Kubernetes is a portable, extensible, open source platform for managing containerized workloads and services that facilitates both declarative configuration and automation. It has a large, rapidly growing ecosystem. Kubernetes services, support and tools are widely available.
A master server is the “leader” of a pool of worker servers and the applications they serve are partitioned across various microservices and assigned into pods, a group of one or more containers with shared storage and networking. Pods provide on-demand scalability and resilience against hardware failures and can span multiple servers.
To begin implementing containerized services, consideration should be given to server size and whether to host them in the cloud or on-premises, as Kubernetes managed applications can easily span across both. For many applications, the deciding factor is cost. Latency is also a crucial issue to consider between server pods and their data, leading to hybrid cloud and edge micro-datacenters.
The selection of the server used as a worker node is first a question of size (how many cores, how much memory, can it quickly access enough storage and network bandwidth?). Using a big, multicore processor worker brings shortcomings including power inefficiencies and bottlenecks. Another important consideration is the hidden cost that a power-hungry processor needs to run even the smallest of microservices, which in turn reduces server utilization and increases energy costs.
Utilizing several servers is also an option but is not the most effective delivery route, as there can be resource inefficiencies that become apparent.
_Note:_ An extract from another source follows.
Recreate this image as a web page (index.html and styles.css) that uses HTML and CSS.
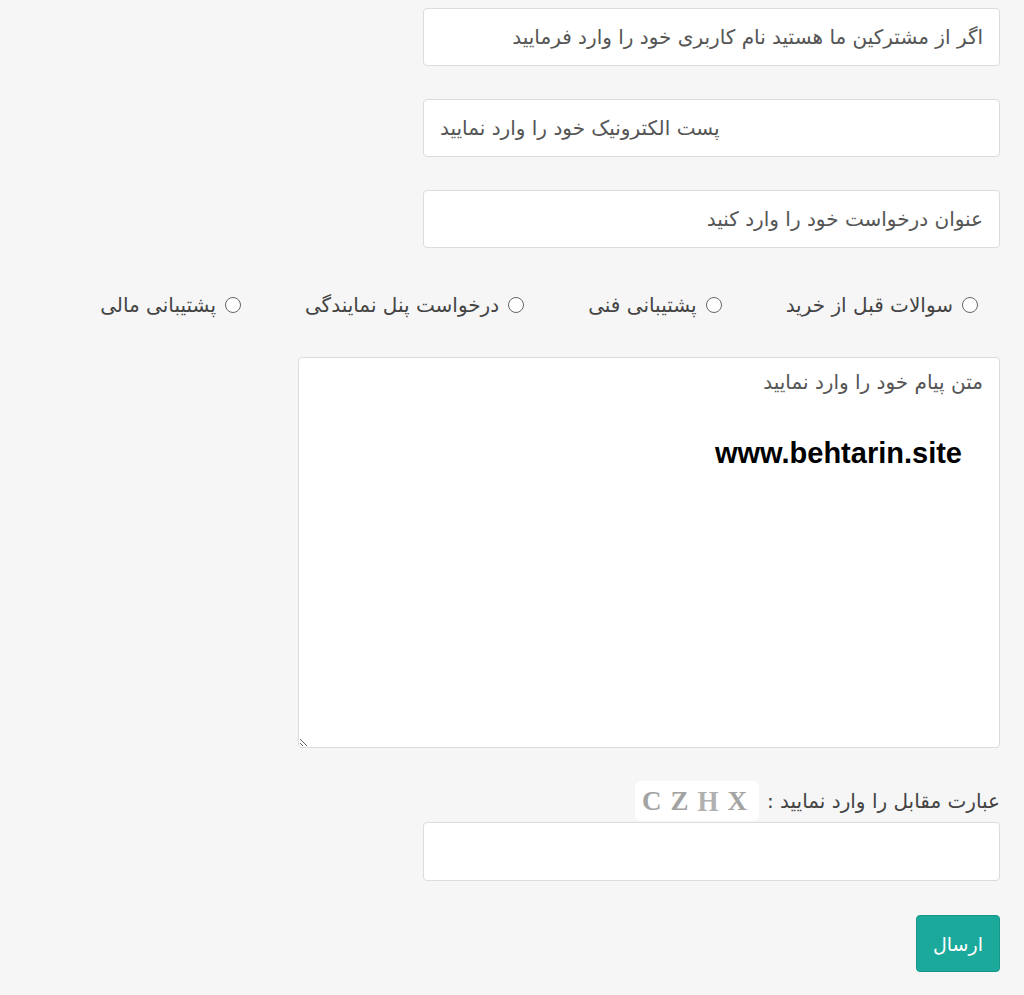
FILE: index.html
```html
<!DOCTYPE html>
<html lang="fa" dir="rtl">
<head>
<meta charset="utf-8">
<link rel="stylesheet" href="styles.css">
</head>
<body>
<form class="ticket">
  <input class="field" type="text" placeholder="اگر از مشترکین ما هستید نام کاربری خود را وارد فرمایید">
  <input class="field email" type="email" dir="ltr" placeholder="پست الکترونیک خود را وارد نمایید">
  <input class="field" type="text" placeholder="عنوان درخواست خود را وارد کنید">
  <div class="radios">
    <label class="radio"><span class="dot"></span>سوالات قبل از خرید</label>
    <label class="radio"><span class="dot"></span>پشتیبانی فنی</label>
    <label class="radio"><span class="dot"></span>درخواست پنل نمایندگی</label>
    <label class="radio"><span class="dot"></span>پشتیبانی مالی</label>
  </div>
  <div class="msg-wrap">
    <textarea class="message" placeholder="متن پیام خود را وارد نمایید"></textarea>
    <span class="watermark">www.behtarin.site</span>
  </div>
  <div class="captcha-row">
    <span class="captcha-label">عبارت مقابل را وارد نمایید :</span>
    <span class="captcha"><b>C</b><b>Z</b><b class="tall">H</b><b>X</b></span>
  </div>
  <input class="field captcha-input" type="text">
  <div class="actions">
    <button class="send" type="button">ارسال</button>
  </div>
</form>
</body>
</html>
```
FILE: styles.css
```css
html, body {
  margin: 0;
  padding: 0;
  background: #f6f6f6;
}
body {
  font-family: "DejaVu Sans", "Noto Sans", sans-serif;
  color: #555;
  height: 995px;
  overflow: hidden;
}
.ticket {
  display: flex;
  flex-direction: column;
  align-items: flex-start;
  padding: 8px 24px 0 24px;
}
.field {
  box-sizing: border-box;
  width: 577px;
  height: 58px;
  border: 1px solid #dcdcdc;
  border-radius: 4px;
  background: #fff;
  padding: 0 16px;
  font-family: inherit;
  font-size: 20px;
  color: #555;
  margin: 0 0 33px 0;
  outline: none;
}
.field::placeholder {
  color: #555;
  opacity: 1;
}
.email {
  text-align: left;
}
.radios {
  display: flex;
  gap: 64px;
  padding: 0 22px 0 0;
  margin: -1px 0 27px 0;
  height: 50px;
  align-items: center;
  font-size: 20px;
  color: #444;
}
.radio {
  display: flex;
  align-items: center;
  gap: 9px;
  white-space: nowrap;
}
.dot {
  width: 14px;
  height: 14px;
  border: 1.5px solid #666;
  border-radius: 50%;
  background: #fff;
  flex: none;
}
.msg-wrap {
  position: relative;
  width: 702px;
  height: 391px;
  margin-bottom: 33px;
}
.message {
  box-sizing: border-box;
  width: 702px;
  height: 391px;
  border: 1px solid #dcdcdc;
  border-radius: 4px;
  background: #fff;
  padding: 12px 16px;
  font-family: inherit;
  font-size: 20px;
  color: #555;
  resize: both;
  outline: none;
  display: block;
}
.message::placeholder {
  color: #555;
  opacity: 1;
}
.watermark {
  position: absolute;
  top: 80px;
  right: 38px;
  direction: ltr;
  font-family: "Liberation Sans", Arial, sans-serif;
  font-weight: bold;
  font-size: 29px;
  color: #000;
}
.captcha-row {
  display: flex;
  align-items: center;
  gap: 8px;
  height: 40px;
  font-size: 20px;
  color: #444;
}
.captcha {
  direction: ltr;
  box-sizing: border-box;
  background: #fff;
  border-radius: 6px;
  width: 124px;
  height: 40px;
  padding-left: 7px;
  display: flex;
  align-items: center;
  justify-content: flex-start;
  gap: 9px;
  font-family: "Liberation Serif", serif;
  font-size: 27px;
  color: #a3a3a3;
}
.captcha .tall { transform: scaleY(1.1); color: #b0b0b0; }
.captcha-input {
  margin: 1px 0 34px 0;
  height: 59px;
}
.actions {
  display: flex;
}
.send {
  width: 84px;
  height: 57px;
  border: 1px solid #169688;
  border-radius: 4px;
  background: #1aa99b;
  color: #fff;
  font-family: inherit;
  font-size: 19px;
}
```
Additionally, the overhead in loading up support for containers and registering workers with the master server can be burdensome.
What is required today is a cluster of servers that maximizes space and energy consumption, while delivering the throughput and resources for a Kubernetes workload. Ideally, not only will these will be Arm-based to leverage the energy efficiency of this architecture, but also the system design should focus on how to build clusters of machines efficiently, not just how to network multiple independent servers together. Arm processors are designed to perform a smaller number of types of computer instructions, allowing them to operate at a higher speed and enabling them to perform more millions of instructions per second. Arm optimizes pathways, enabling processors to provide high performance at a fraction of the power demand of other computing devices.
Support for Arm architecture has been available in Linux distributions for years, as well as the software and tools required to deploy and run a Kubernetes server cluster. Kubernetes service repositories are filling up with Arm containerized applications and development tools. This makes Kubernetes an easy-to-use option to build containerized packages for both x86 and Arm for any proprietary code.
Kubernetes-managed containerized applications are the future of modern software architecture, and to maximize the benefits of this, highly efficient, high throughput Arm-based servers offer the best supporting environment.